■ **EXERCISE OBJECTIVE**
Count lines, not occurrences: give the number of lines holding the word "page", and nothing besides.

──────────────────────────────

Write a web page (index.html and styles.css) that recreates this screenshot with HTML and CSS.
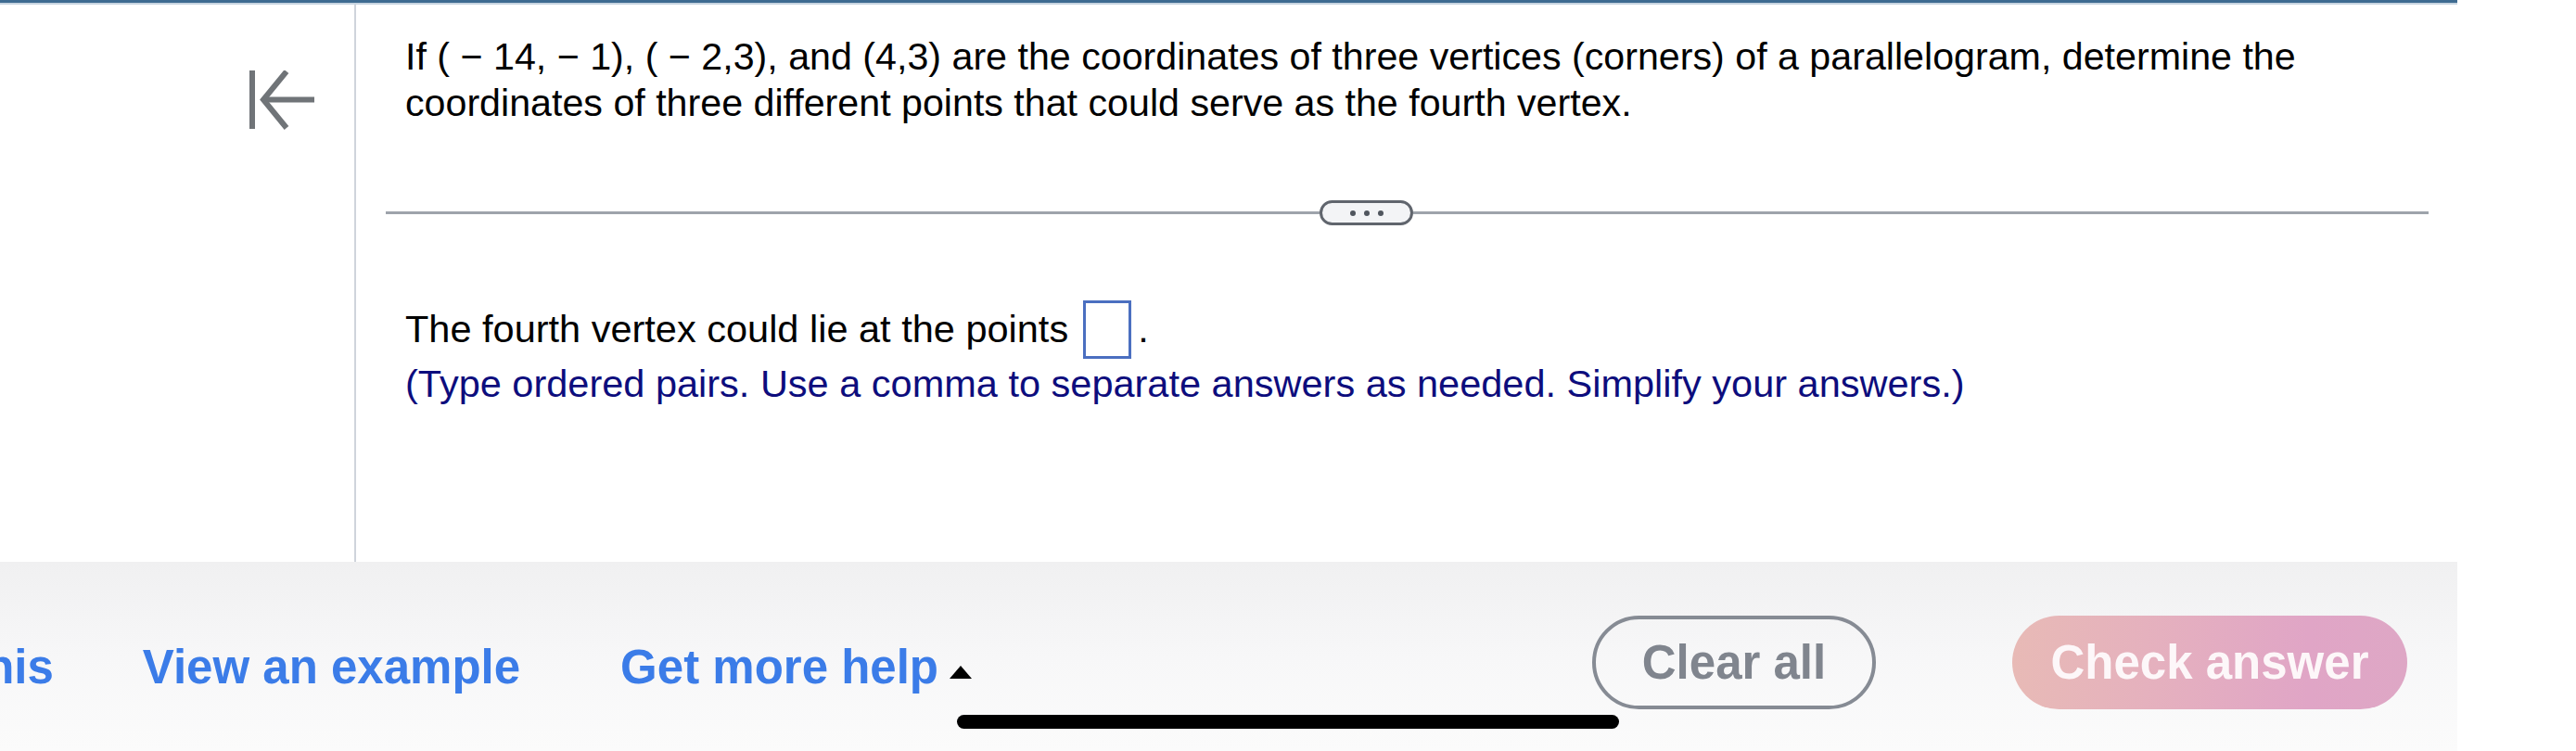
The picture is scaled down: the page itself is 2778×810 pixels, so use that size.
FILE: index.html
```html
<!DOCTYPE html>
<html lang="en">
<head>
<meta charset="utf-8">
<title>Parallelogram question</title>
<link rel="stylesheet" href="styles.css">
</head>
<body>
<div class="app">
  <div class="topbar"></div>
  <div class="main">
    <aside class="side">
      <svg class="collapse-icon" width="72" height="64" viewBox="0 0 72 64" aria-label="Collapse">
        <line x1="3" y1="0" x2="3" y2="63" />
        <line x1="15" y1="31.5" x2="70" y2="31.5" />
        <polyline points="40,1 15,31.5 40,62" />
      </svg>
    </aside>
    <section class="content">
      <p class="question">If ( − 14, − 1), ( − 2,3), and (4,3) are the coordinates of three vertices (corners) of a parallelogram, determine the coordinates of three different points that could serve as the fourth vertex.</p>
      <div class="divider">
        <div class="rule rule-left"></div>
        <div class="pill"><span class="dot"></span><span class="dot"></span><span class="dot"></span></div>
        <div class="rule rule-right"></div>
      </div>
      <p class="answer">The fourth vertex could lie at the points<span class="box"></span><span class="period">.</span></p>
      <p class="hint">(Type ordered pairs. Use a comma to separate answers as needed. Simplify your answers.)</p>
    </section>
  </div>
  <footer class="footer">
    <a class="link link-solve">Help me solve this</a>
    <a class="link link-example">View an example</a>
    <a class="link link-help">Get more help<svg class="caret" width="24" height="14" viewBox="0 0 24 14"><polygon points="12,0 24,14 0,14" /></svg></a>
    <button class="btn btn-clear">Clear all</button>
    <button class="btn btn-check">Check answer</button>
  </footer>
</div>
<div class="home-indicator"></div>
</body>
</html>
```
FILE: styles.css
```css
html, body {
  margin: 0;
  padding: 0;
}
body {
  width: 2778px;
  height: 810px;
  overflow: hidden;
  background: #ffffff;
  font-family: "Liberation Sans", Arial, Helvetica, sans-serif;
  color: #000;
}
.app {
  width: 2650px;
  height: 810px;
  display: flex;
  flex-direction: column;
}
.topbar {
  height: 3px;
  flex: 0 0 auto;
  background: #3e6b91;
  border-bottom: 2px solid #c7d4e0;
}
.main {
  flex: 1 1 auto;
  display: flex;
  min-height: 0;
}
.side {
  width: 384px;
  flex: 0 0 auto;
  box-sizing: border-box;
  border-right: 2px solid #cfd4db;
  padding: 71px 0 0 269px;
}
.collapse-icon {
  display: block;
  fill: none;
  stroke: #707478;
  stroke-width: 6;
}
.content {
  flex: 1 1 auto;
  padding: 31px 31px 0 32px;
}
.question {
  margin: 0;
  padding-left: 21px;
  font-size: 41.2px;
  line-height: 50px;
  color: #000;
}
.divider {
  margin-top: 80px;
  height: 27px;
  display: flex;
  align-items: center;
}
.rule {
  height: 3px;
  background: #9ea3ab;
}
.rule-left {
  width: 1007px;
  flex: 0 0 auto;
}
.rule-right {
  flex: 1 1 auto;
}
.pill {
  width: 101px;
  height: 27px;
  box-sizing: border-box;
  border: 3px solid #60656d;
  border-radius: 14px;
  background: #f3f4f6;
  display: flex;
  align-items: center;
  justify-content: center;
  gap: 9px;
  flex: 0 0 auto;
}
.dot {
  width: 6px;
  height: 6px;
  border-radius: 50%;
  background: #50565e;
}
.answer {
  margin: 81px 0 0 0;
  padding-left: 21px;
  font-size: 41.5px;
  line-height: 50px;
  color: #000;
}
.box {
  display: inline-block;
  width: 52px;
  height: 63px;
  box-sizing: border-box;
  border: 3px solid #4b6fc0;
  vertical-align: -18px;
  margin-left: 16px;
}
.period {
  margin-left: 7px;
}
.hint {
  margin: 2px 0 0 0;
  padding-left: 21px;
  font-size: 41.5px;
  line-height: 50px;
  color: #0d0d7d;
}
.footer {
  height: 204px;
  flex: 0 0 auto;
  box-sizing: border-box;
  padding-top: 13px;
  background: linear-gradient(180deg, #f0f0f1 0%, #f7f7f8 50%, #fbfbfb 100%);
  display: flex;
  align-items: center;
  font-weight: bold;
  font-size: 51px;
  white-space: nowrap;
}
.link {
  color: #3b7ce8;
  padding-top: 10px;
  line-height: normal;
}
.link-solve {
  margin-left: -390px;
}
.link-example {
  margin-left: 96px;
}
.link-help {
  margin-left: 108px;
}
.caret {
  margin-left: 12px;
  vertical-align: 5px;
  fill: #000;
}
.btn {
  height: 101px;
  box-sizing: border-box;
  border-radius: 51px;
  font-family: "Liberation Sans", Arial, Helvetica, sans-serif;
  font-weight: bold;
  font-size: 51px;
  padding: 0;
  display: flex;
  align-items: center;
  justify-content: center;
}
.btn-clear {
  margin-left: auto;
  width: 306px;
  border: 4px solid #868b94;
  background: transparent;
  color: #80858e;
}
.btn-check {
  margin-left: 147px;
  margin-right: 54px;
  width: 426px;
  border: none;
  color: #fdf7f9;
  background: linear-gradient(90deg, #e8bab6 0%, #e4aec0 45%, #e0a5c6 75%, #dea7c5 100%);
}
.home-indicator {
  position: absolute;
  left: 1032px;
  top: 771px;
  width: 714px;
  height: 15px;
  border-radius: 8px;
  background: #000;
}
```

──────────────────────────────

■ **CORRECT RESULT**
2